You might consider finding a rep and talking to them about the realities of the job over lunch one day. It would certainly be worth the price of lunch, and you will get some valuable insight into the profession. A college professor of mine made us do this for an assignment my junior year. Everyone in the class pissed and moaned about it, but we all learned a great deal about the realites of our chosen major.
|re: Bike Manufacturer Sales Jobs?||steel rider|
Oct 24, 2003 2:07 PM
|Good input all. I think I'm aware of most of the pitfalls you all mentioned, but it seems worth a try. I'm so burned out on schlepping software I could care less about - you know?
I was going to buy into a bike shop or open my own, but the weekends, inventory risks, and margins made it less appealing.

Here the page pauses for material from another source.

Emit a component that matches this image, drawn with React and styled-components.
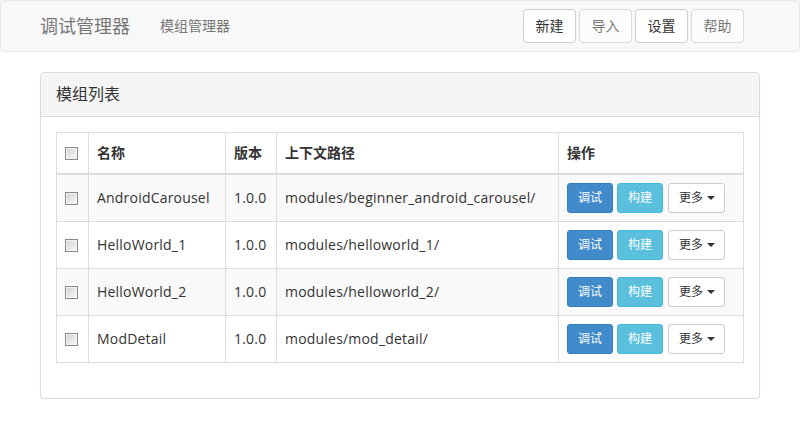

Not to mention there's a plethora of shops around...
|i'm a rep and i love it||cyclist of all trades|
Oct 24, 2003 6:53 PM
|i ride alot(5-6 days a week). i do 6 overnights/month. i have 100 good biking friends. i've been doing it for 8 years.
here is my path:
1989-1995; wrench then service mngr then store mngr
1995-1996; got hired by the numero uno bike company in the world as an inside rep. worked like hell and made a name for myself
1996-present; worked like a dog to establish good relationships w/ my customers and continue to this day.